Получается, что больше всех наслаждается жизнью тот, кто принимает ее быстротечность. До этого серьезного занятия еще надо дозреть, освободившись от иллюзий и легкомыслия молодости. Монтень говорит: "Лишь тем подобает умирать без горечи, кто умеет наслаждаться жизнью. Сейчас, когда мне остается так мало времени, я хочу сделать свою жизнь полнее и веселее. Быстроту ее бега я хочу сдержать быстротой своей хватки и тем с большим пылом пользоваться ею, чем быстрее она течет… Я вкладываю в свои ощущения душу не для того, чтобы погружаться в них… а для того, чтобы найти себя. Я хочу, чтобы душа могла любоваться собой в зеркале благоденствия. Пусть душа осознает, как должна она благодарить Бога за то, что он умиротворил ее совесть и обуревавшие ее страсти…"

Искусство жизни есть прежде всего умение прощаться с ней. Персонажи древнего даосского философа Чжуан-цзы в свой смертный час ликуют при мысли о бесконечности творческих превращений, которую сулит им смерть. Монтень в своем роде не менее решителен: он утверждает, что способность человека к разумному и самой природой уготовленному наслаждению таит в себе божественную глубину и ясность сознания. В чистой радости жизни человек причащается полноте и блаженству божества. "В Платоне наиболее человечным было то, за что его прозвали божественным".

Вот где начинается работа "художника жизни". Это работа согласования несогласуемого, работа со-бытийности, содержание которой есть со-держание полярных величин бытия. Человек становится актером: он следует парадоксальной логике игры: чем меньше он отождествляет себя с ролью, тем успешнее играет, и чем больше отстраняется от себя, тем больше становится собой. Он более всего правдив, когда лжет: вот подлинная радость игры. Оттого же он ничего не представляет и не выражает, мера его искусства - покой души. Чем живет этот "артист жизни"? Не данностью, а за-данностью опыта, ежемгновенным обновлением и, значит, исчезающе малой прерывностью в глубине сознания, промельком бездны бытия. Чтобы объять вечность, нужно войти в несчислимо малое. Чтобы возвыситься до небес, нужно умалиться до последней травинки. Без иронии здесь не обойтись. Но в способности жить мгновением, собирающим несовместное, человеческое обретает божественную меру.

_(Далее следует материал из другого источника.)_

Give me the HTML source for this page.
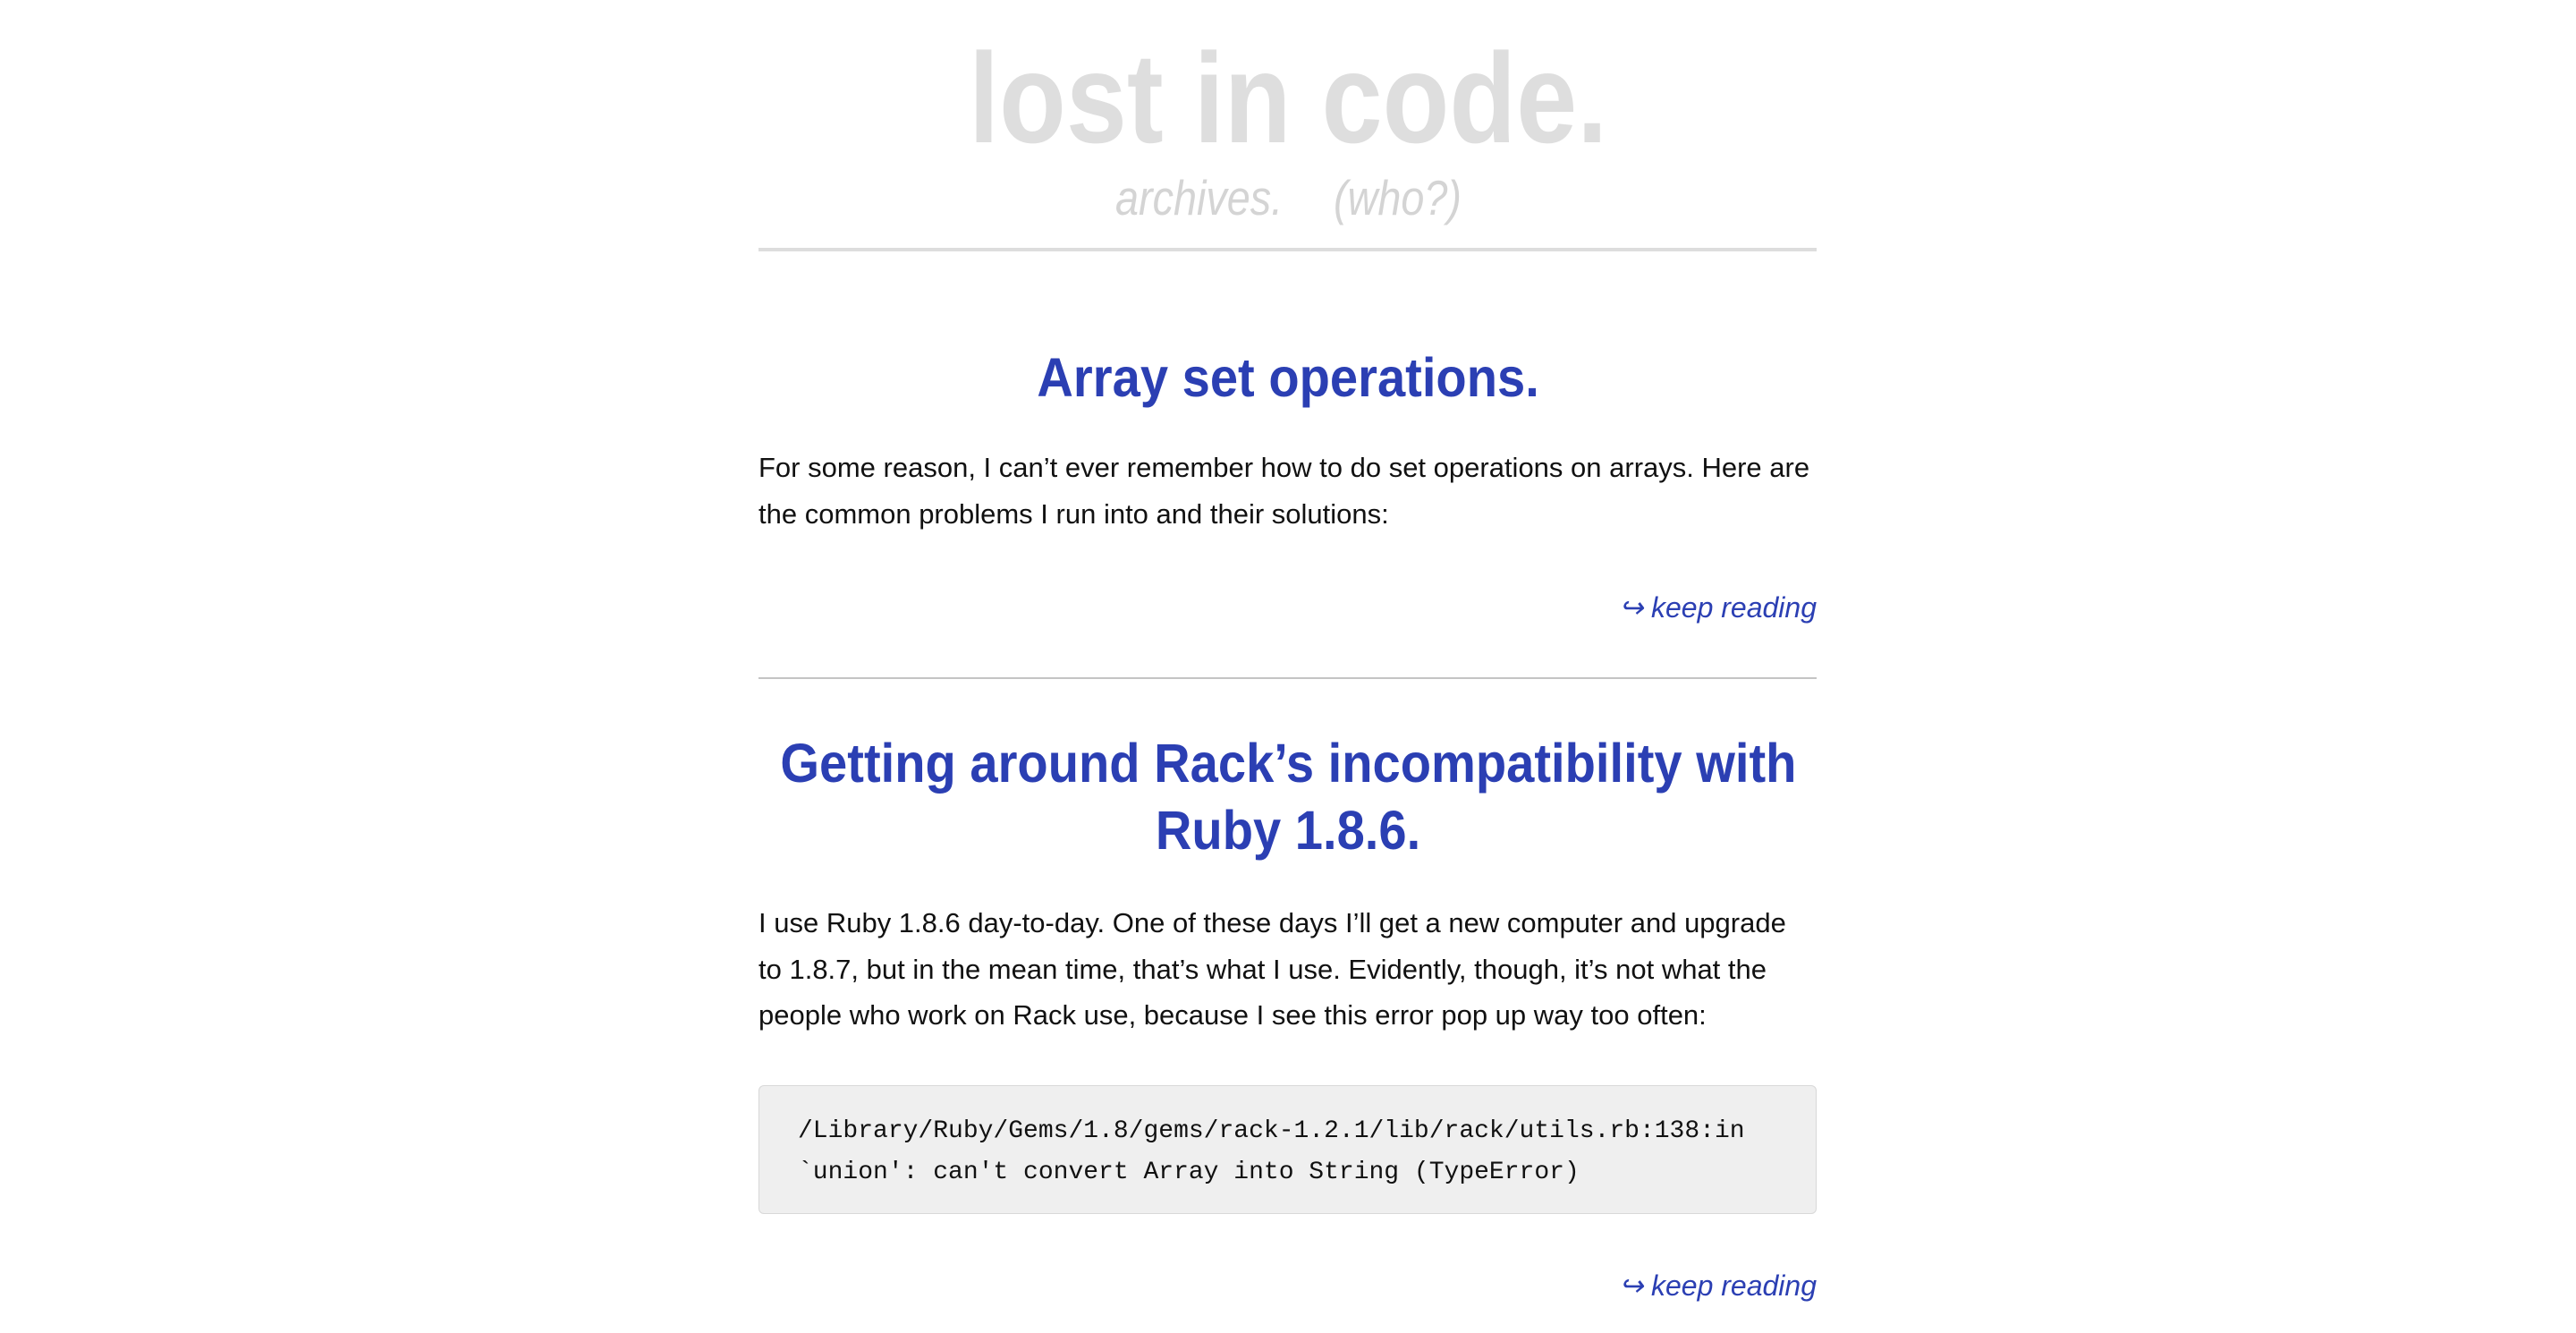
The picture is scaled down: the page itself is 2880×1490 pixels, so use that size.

Современный человек настолько привык считать свою субъективность отправной точкой всех размышлений и поступков, что даже евангельскую заповедь "оставить все" считает, скорее, риторическим преувеличением. Но ведь в реальной жизни, которая была до нас и будет после нас, первично и действительно не наше обособленное "я", а сама связь, соотнесенность различных моментов существования. В жизни на самом деле все дает себя, пере-дается прежде, чем в ней появится нечто предметное. Мудрый наслаждается жизнью не потому, что владеет ею, а, напротив, - потому, что предоставляет всему быть, допускает неисчерпаемое разнообразие мира. Его связь с миром - сокровенная, всепроницающая, предваряющая сам мир. Искусство жизни есть безупречное соответствие тому, что есть "здесь и сейчас", еще не явленное миру. Мы живем совместно с миром до того, как осознаем это. Совместность человеческого и божественного переживаются лишь как внутренний опыт, в модусе предвосхищения и воспоминания. Но переживается совершенно реально. Вот и Монтень открывался удовольствиям для того, чтобы найти себя и научиться предстоять Богу: подлинная вершина личностного сознания! Умеющий наслаждаться жизнью возвращается к себе.

Китайцы не знали личностного Бога. Последнего им заменяли Великий Путь мироздания и Небо - первозданная данность самой жизни. В глубине преходящей, вечно-текучей жизни есть нечто вечно живое, извечно возобновляемое, постигаемое просветленным духом. К этой правде бодрствующего сердца извечно возвращаются все мудрецы мира. А подлинная основа китайской традиции, ее Альфа и Омега - это "единство небесного и человеческого". Для китайцев человек призван идти к Небу.

Отсюда следует, что мир, в китайском представлении, действительно есть "пространственно-временной континуум". Но пространство и время в китайской картине мира складываются из качественно неоднородных, всегда конкретных отрезков. Если обратиться, например, к понятию времени в средневековом Китае, мы обнаружим, что время не воспринималось там в отрыве от природных циклов, что оно имело даже как бы доступный чувственному восприятию образ. Время для средневековых китайцев - это всегда определенное время года, день и час со всеми относящимися к ним бытовыми предписаниями; таково время от восхода до захода солнца, время, когда "поют петухи", время, в течение которого "тень переместится на вершок" или сгорит курительная палочка. Даже государственная политика определялась конкретными качествами времени. К примеру, казнь преступников по традиции откладывали до осени - поры всеобщего умирания, - а вожди мятежных сект старались приурочить свое выступление к началу нового временного цикла.